Ces grands poèmes ont-ils servi à la rédaction des chroniques ? ou bien, les chroniques au contraire ont-el les été la source où les chanteurs ont puisé ? Dans la marche des âges, les chants récités précédèrent les annales sérieuses des peuples ; Homère chantait ses sublimes rapsodies bien avant que les grands historiens de la Grèce eussent réuni les annales primitives ; il y a donc toute apparence que les chants de guerre récités par les peuplades germaniques, que les sagas, les Niebelungs des nations scandinaves ou saxonnes ont précédé toutes chroniques écrites[43]. Les faits et gestes sont récités avant qu'on les confie à l'écriture ; les primitives chansons des gestes doivent être antérieures aux chroniques monastiques.

Mais cette influence d'une littérature sur une autre n'est pas aussi puissante qu'on le croit et qu'on l'affirme. La chronique venait d'une source Ioule différente du poème épique ; les trouvères, chantres de grandes prouesses, appartenaient généralement à une classe ambulante et coureuse de champs de bataille ; ils n'avaient rien de l'esprit monastique, ils marchaient avec les armées[44], vivant en enfants joyeux dans les châteaux ; ils étaient pour ainsi dire l'expression de la partie active et belliqueuse de la société. Qu'avaient-ils de commun avec les pauvres chroniqueurs qui, au fond des monastères, écrivaient chaque jour les événements, les catastrophes, l'ouragan qui souffle, le tremblement de terre qui agitait les cités ? Les chroniques sont l'obituaire de l'abbaye ; les chansons de gestes, le récit de la brillante vie des chevaliers : le vieux chroniqueur raconte comment tel roi ou tel abbé est venu s'agenouiller sur la tombe du monastère ; si le loup a fait entendre sa glapissante voix au milieu de la neige, dans la forêt dépouillée ; si la nuit de Noël on a entendu les mille cris de joie des pasteurs pour célébrer la naissance de Jésus ; si à Pâques fleuries l'herbe partout verdoie, si l'épidémie, comme un cavalier de feu, s'est montrée dans la contrée ; si les reliques ont été insultées[45] ; le chroniqueur recueille précieusement tous ces bruits et les consigne dans ces annales. Voulez-vous savoir les événements politiques ? la voici : Charlemagne s'est abrité dans ce monastère, les Saxons ont pillé les oratoires ; tel comte a été frappé par la main de Dieu pour avoir insulté aux baptistaires ; c'étaient là les grandes nouvelles pour le monastère, pour l'abbaye et les pauvres chroniqueurs.
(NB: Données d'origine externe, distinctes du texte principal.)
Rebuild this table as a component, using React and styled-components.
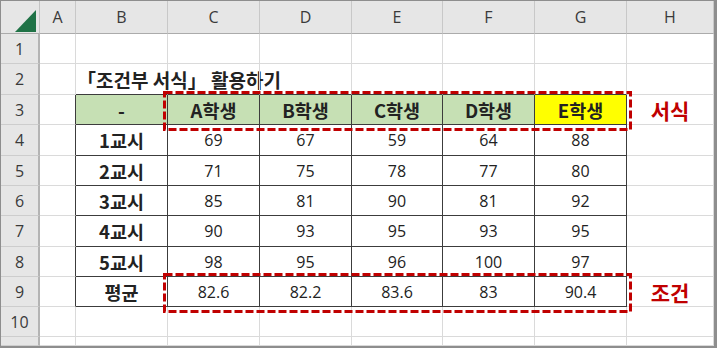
import React from "react";
import styled, { createGlobalStyle } from "styled-components";

const GlobalStyle = createGlobalStyle`
  html, body {
    margin: 0;
    padding: 0;
    background: #ffffff;
  }
  body {
    font-family: "Open Sans", "Noto Sans CJK KR", sans-serif;
  }
`;

const COLS = ["A", "B", "C", "D", "E", "F", "G", "H"];
const STUDENTS = ["A학생", "B학생", "C학생", "D학생", "E학생"];
const SCORES = [
  ["1교시", 69, 67, 59, 64, 88],
  ["2교시", 71, 75, 78, 77, 80],
  ["3교시", 85, 81, 90, 81, 92],
  ["4교시", 90, 93, 95, 93, 95],
  ["5교시", 98, 95, 96, 100, 97],
  ["평균", 82.6, 82.2, 83.6, 83, 90.4],
];

const GRID = "#dadada";
const DARK = "#3c3c3c";
const RED = "#c00000";

const Frame = styled.div`
  position: relative;
  width: 717px;
  height: 348px;
  box-sizing: border-box;
  border-style: solid;
  border-color: #8e8e8e;
  border-width: 1px 3px 2px 1px;
  overflow: hidden;
  background: #fff;
`;

const Sheet = styled.div`
  display: grid;
  grid-template-columns: 39px 36px 92px 92px 92px 91px 92px 92px 1fr;
  grid-template-rows: 33px 30px 31px 30px 31px 30px 30px 31px 30px 30px 30px 1fr;
  height: 100%;
`;

const Corner = styled.div`
  background: #e6e6e6;
  border-right: 1px solid #c4c4c4;
  border-bottom: 1px solid #ababab;
  box-sizing: border-box;
`;

const ColHead = styled.div`
  display: flex;
  align-items: center;
  justify-content: center;
  background: #e6e6e6;
  border-right: 1px solid #c8c8c8;
  border-bottom: 1px solid #ababab;
  box-sizing: border-box;
  color: #3a3a3a;
  font-size: 16px;
`;

const RowHead = styled.div`
  display: flex;
  align-items: center;
  justify-content: center;
  background: #e6e6e6;
  border-right: 2px solid #b4b4b4;
  border-bottom: 1px solid #cdcdcd;
  box-sizing: border-box;
  color: #3a3a3a;
  font-size: 16px;
`;

const Cell = styled.div`
  display: flex;
  align-items: center;
  justify-content: ${(p) => (p.$left ? "flex-start" : "center")};
  padding-left: ${(p) => (p.$left ? "1px" : "0")};
  box-sizing: border-box;
  white-space: nowrap;
  overflow: visible;
  background: ${(p) => p.$bg || "transparent"};
  border-right: 1px solid ${(p) => (p.$rd ? DARK : GRID)};
  border-bottom: 1px solid ${(p) => (p.$bd ? DARK : GRID)};
  color: ${(p) => p.$color || "#222"};
  font-size: ${(p) => p.$size || (p.$bold ? "18.5px" : "16px")};
  font-weight: ${(p) => (p.$bold ? 700 : 400)};
  font-family: ${(p) =>
    p.$bold
      ? `"Noto Sans CJK KR", "Open Sans", sans-serif`
      : `"Open Sans", "Noto Sans CJK KR", sans-serif`};
`;

const Dashed = styled.svg`
  position: absolute;
  left: ${(p) => p.$x}px;
  top: ${(p) => p.$y}px;
  overflow: visible;
  pointer-events: none;
`;

function DashBox({ x, y, w, h }) {
  return (
    <Dashed $x={x} $y={y} width={w} height={h}>
      <rect
        x="1.5"
        y="1.5"
        width={w - 3}
        height={h - 3}
        fill="none"
        stroke={RED}
        strokeWidth="3"
        strokeDasharray="8 3"
      />
    </Dashed>
  );
}

function Row({ n, children }) {
  return (
    <>
      <RowHead>{n}</RowHead>
      {children}
    </>
  );
}

const App = () => {
  const emptyRow = (n) => (
    <Row n={n} key={n}>
      {COLS.map((c) => (
        <Cell key={c} />
      ))}
    </Row>
  );

  const inTable = (ci) => ci >= 1 && ci <= 6;

  return (
    <>
      <GlobalStyle />
      <Frame>
        <Sheet>
          <Corner>
            <svg width="39" height="33">
              <polygon points="14,31 35,31 35,9" fill="#1f7246" />
            </svg>
          </Corner>
          {COLS.map((c) => (
            <ColHead key={c}>{c}</ColHead>
          ))}

          {emptyRow(1)}

          <Row n={2}>
            <Cell />
            <Cell $left $bold $bd $size="19px">
              「조건부 서식」 활용하기
            </Cell>
            {["C", "D", "E", "F", "G"].map((c) => (
              <Cell key={c} $bd />
            ))}
            <Cell />
          </Row>

          <Row n={3}>
            <Cell $rd />
            <Cell $rd $bd $bold $bg="#c6e0b4">
              -
            </Cell>
            {STUDENTS.map((s, i) => (
              <Cell
                key={s}
                $rd
                $bd
                $bold
                $bg={i === 4 ? "#ffff00" : "#c6e0b4"}
              >
                {s}
              </Cell>
            ))}
            <Cell $bold $color={RED} $size="21px">
              서식
            </Cell>
          </Row>

          {SCORES.map((r, ri) => (
            <Row n={ri + 4} key={ri}>
              <Cell $rd />
              {r.map((v, ci) => (
                <Cell key={ci} $rd={inTable(ci + 1)} $bd $bold={ci === 0}>
                  {v}
                </Cell>
              ))}
              {ri === 5 ? (
                <Cell $bold $color={RED} $size="21px">
                  조건
                </Cell>
              ) : (
                <Cell />
              )}
            </Row>
          ))}

          {emptyRow(10)}
          {emptyRow("")}
        </Sheet>

        <DashBox x={162} y={90} w={469} h={40} />
        <DashBox x={162} y={272} w={469} h={40} />
      </Frame>
    </>
  );
};

export default App;
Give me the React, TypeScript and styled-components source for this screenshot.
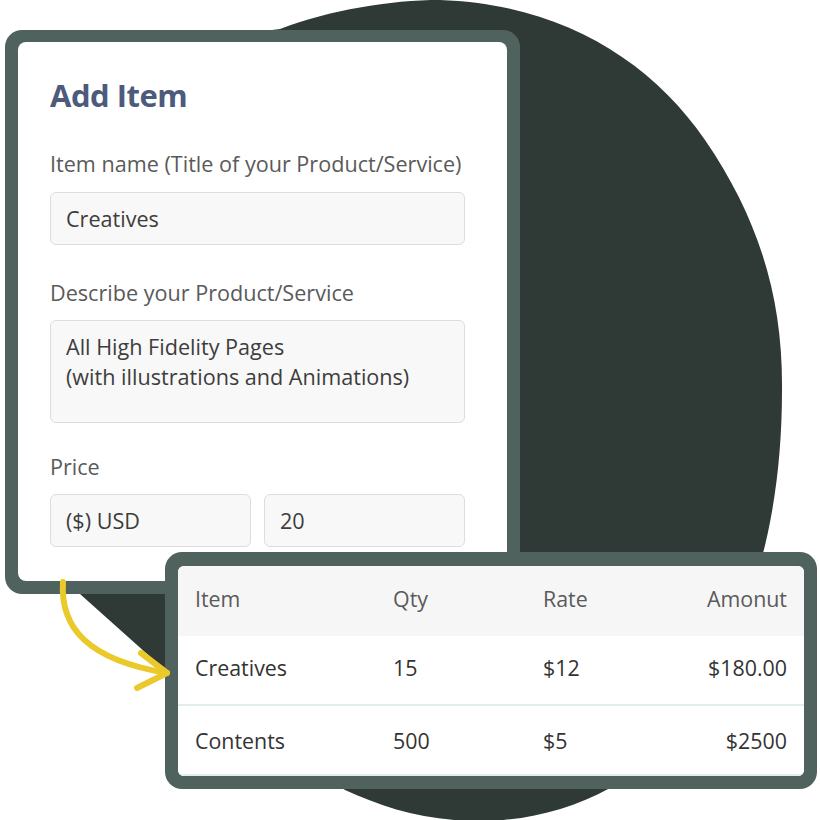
import styled, { createGlobalStyle } from "styled-components";

const GlobalStyle = createGlobalStyle`
  html, body {
    margin: 0;
    padding: 0;
    background: #ffffff;
  }
  body {
    font-family: "Open Sans", "Noto Sans", sans-serif;
  }
`;

const Stage = styled.div`
  position: relative;
  width: 820px;
  height: 820px;
  padding: 30px 0 0 5px;
  box-sizing: border-box;
  overflow: hidden;
`;

const Backdrop = styled.svg`
  position: absolute;
  left: 0;
  top: 0;
  z-index: 0;
`;

const Overlay = styled.svg`
  position: absolute;
  left: 0;
  top: 0;
  z-index: 3;
  pointer-events: none;
`;

const Frame = styled.div<{ $width: number }>`
  position: relative;
  width: ${(p) => p.$width}px;
  box-sizing: border-box;
  background: #4f625d;
  border-radius: 17px;
  padding: 12px 13px 13px 13px;
`;

const FormFrame = styled(Frame)`
  z-index: 1;
`;

const TableFrame = styled(Frame)`
  z-index: 2;
  margin: -42px 0 0 160px;
  padding: 14px 13px 13px 13px;
`;

const FormBody = styled.div`
  background: #ffffff;
  border-radius: 8px;
  height: 539px;
  box-sizing: border-box;
  padding: 33px 42px 0 32px;
`;

const Title = styled.h1`
  margin: 0;
  font-size: 31px;
  line-height: 40px;
  font-weight: 700;
  color: #4c5a7c;
  letter-spacing: -0.5px;
`;

const Field = styled.div<{ $gap: number }>`
  margin-top: ${(p) => p.$gap}px;
  display: flex;
  flex-direction: column;
`;

const Label = styled.label<{ $space: number }>`
  font-size: 21.6px;
  line-height: 28px;
  color: #5a5a5a;
  margin-bottom: ${(p) => p.$space}px;
`;

const Input = styled.div<{ $tall?: boolean }>`
  box-sizing: border-box;
  height: ${(p) => (p.$tall ? 103 : 53)}px;
  background: #f8f8f8;
  border: 1.5px solid #dddddd;
  border-radius: 6px;
  padding: ${(p) => (p.$tall ? "11px 15px" : "0 15px")};
  display: flex;
  align-items: ${(p) => (p.$tall ? "flex-start" : "center")};
  font-size: 21.6px;
  line-height: 30px;
  color: #3d3d3d;
  white-space: pre-line;
`;

const PriceRow = styled.div`
  display: grid;
  grid-template-columns: 1fr 1fr;
  gap: 13px;
`;

const TableBody = styled.div`
  background: #ffffff;
  border-radius: 6px;
  overflow: hidden;
`;

const Row = styled.div<{ $head?: boolean; $lift?: number }>`
  display: grid;
  grid-template-columns: 198px 150px 1fr auto;
  align-items: center;
  height: 70px;
  padding: 0 17px ${(p) => p.$lift ?? 0}px 17px;
  box-sizing: border-box;
  background: ${(p) => (p.$head ? "#f6f6f6" : "#ffffff")};
  border-bottom: ${(p) => (p.$head ? "none" : "2px solid #e4eded")};
  font-size: 21.4px;
  color: ${(p) => (p.$head ? "#5a5a5a" : "#333333")};
`;

const Cell = styled.span<{ $right?: boolean }>`
  text-align: ${(p) => (p.$right ? "right" : "left")};
`;

const rows = [
  { item: "Creatives", qty: "15", rate: "$12", amount: "$180.00", lift: 6 },
  { item: "Contents", qty: "500", rate: "$5", amount: "$2500", lift: 0 },
];

export default function App() {
  return (
    <>
      <GlobalStyle />
      <Stage>
        <Backdrop width="820" height="820" viewBox="0 0 820 820">
          <path
            d="M 280 29 C 330 10, 390 0, 440 0 C 560 4, 650 60, 705 140 C 760 220, 783 300, 782 390 C 782 560, 730 700, 610 788 C 570 810, 525 821, 480 821 C 425 821, 385 808, 345 790 L 165 670 L 80 594 L 40 560 L 40 60 Z"
            fill="#2f3a37"
          />
        </Backdrop>

        <FormFrame $width={515}>
          <FormBody>
            <Title>Add Item</Title>
            <Field $gap={35}>
              <Label $space={14}>Item name (Title of your Product/Service)</Label>
              <Input>Creatives</Input>
            </Field>
            <Field $gap={34}>
              <Label $space={13}>Describe your Product/Service</Label>
              <Input $tall>{"All High Fidelity Pages\n(with illustrations and Animations)"}</Input>
            </Field>
            <Field $gap={30}>
              <Label $space={13}>Price</Label>
              <PriceRow>
                <Input>($) USD</Input>
                <Input>20</Input>
              </PriceRow>
            </Field>
          </FormBody>
        </FormFrame>

        <TableFrame $width={652}>
          <TableBody>
            <Row $head $lift={6}>
              <Cell>Item</Cell>
              <Cell>Qty</Cell>
              <Cell>Rate</Cell>
              <Cell $right>Amonut</Cell>
            </Row>
            {rows.map((r) => (
              <Row key={r.item} $lift={r.lift}>
                <Cell>{r.item}</Cell>
                <Cell>{r.qty}</Cell>
                <Cell>{r.rate}</Cell>
                <Cell $right>{r.amount}</Cell>
              </Row>
            ))}
          </TableBody>
        </TableFrame>

        <Overlay width="820" height="820" viewBox="0 0 820 820">
          <g fill="none" stroke="#ebc92b" strokeWidth="6" strokeLinecap="round" strokeLinejoin="round">
            <path d="M 63 582 C 60 628, 88 660, 167 673" />
            <path d="M 141 653 L 167 673 L 137 688" />
          </g>
        </Overlay>
      </Stage>
    </>
  );
}
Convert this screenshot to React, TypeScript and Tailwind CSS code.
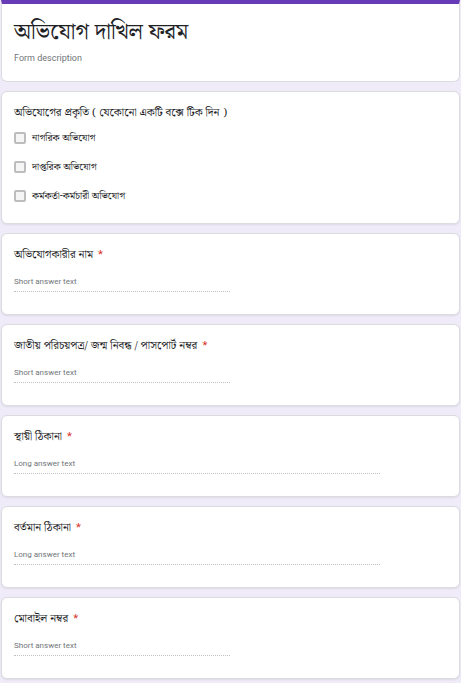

Il n'en est pas ainsi du trouvère : le seigneur tient-il sa cour plénière, il la décrit dans toutes ses pompes ; tout est merveilleux dans la naissance de l'enfant du baron, sa vie est entourée de je ne sais quelle auréole fantastique. Les batailles tiennent une grande part dans ces romans[46], et ce n'est pas, comme dans la chronique, deux ou trois lignes qui racontent un combat ; le trouvère en décrit tous les détails ; il en parcourt tous les accidents ; c'est légende dorée sur légende. Si quelquefois vous avez parcouru ces vieux manuscrits, vous avez dû remarquer ces miniatures de batailles, où les chevaliers, la lance haute, la visière baissée, se mêlent, s'entrelacent, se confondent. Le sang coule rouge comme le vermillon ; on aperçoit d'éclatantes prouesses ; un paladin en pourfend des centaines : eh bien, là se trouve reproduite l'épopée chevaleresque ; c'est le roman dessiné et peint, comme les mille figures de la cathédrale redisent la légende du saint ; ces scènes colorées passent dans les mille vers du romancier, avec une petitesse de détails qui fait naître souvent la monotonie.

Ainsi, quel que soit le jugement qu'on porte sur l'épopée carlovingienne, si elle n'appartient pas à l'époque qui vit le grand empereur, au moins elle se rattache toute à lui ; elle existe de son éclat, de son image ; elle est protégée par son nom ; elle constate surtout la grande popularité de Charlemagne. Et qu'on le remarque : voici une dynastie tombée, ses descendants ont été si petits, qu'il a suffi d'une volonté de barons francs pour briser leur sceptre ; eh bien, néanmoins, un ou deux siècles après, ce nom de Charlemagne brille partout ; on se rappelle dans toutes les veillées de chevalerie l'antique empereur à la longue barbe ; les premières épopées s'attachent à lui, et tandis que sa race tombe dans le mépris, le nom du fondateur grandit sans cesse ; ceci se voit quelquefois dans l'histoire : un nom brille immense, puis il s'éteint et s'efface par l'incapacité ou l'indignité de sa lignée.

 

 

 



[1] On s'est, dans ces derniers temps, vivement occupé des épopées du moyen âge. Je ne sache rien de plus complet que les lettres adressées à M. de Montmerqué, dans la préface de Berte aux grans piés, et la gaie et spirituelle préface de Garin le Loherain ; Paris, 1833.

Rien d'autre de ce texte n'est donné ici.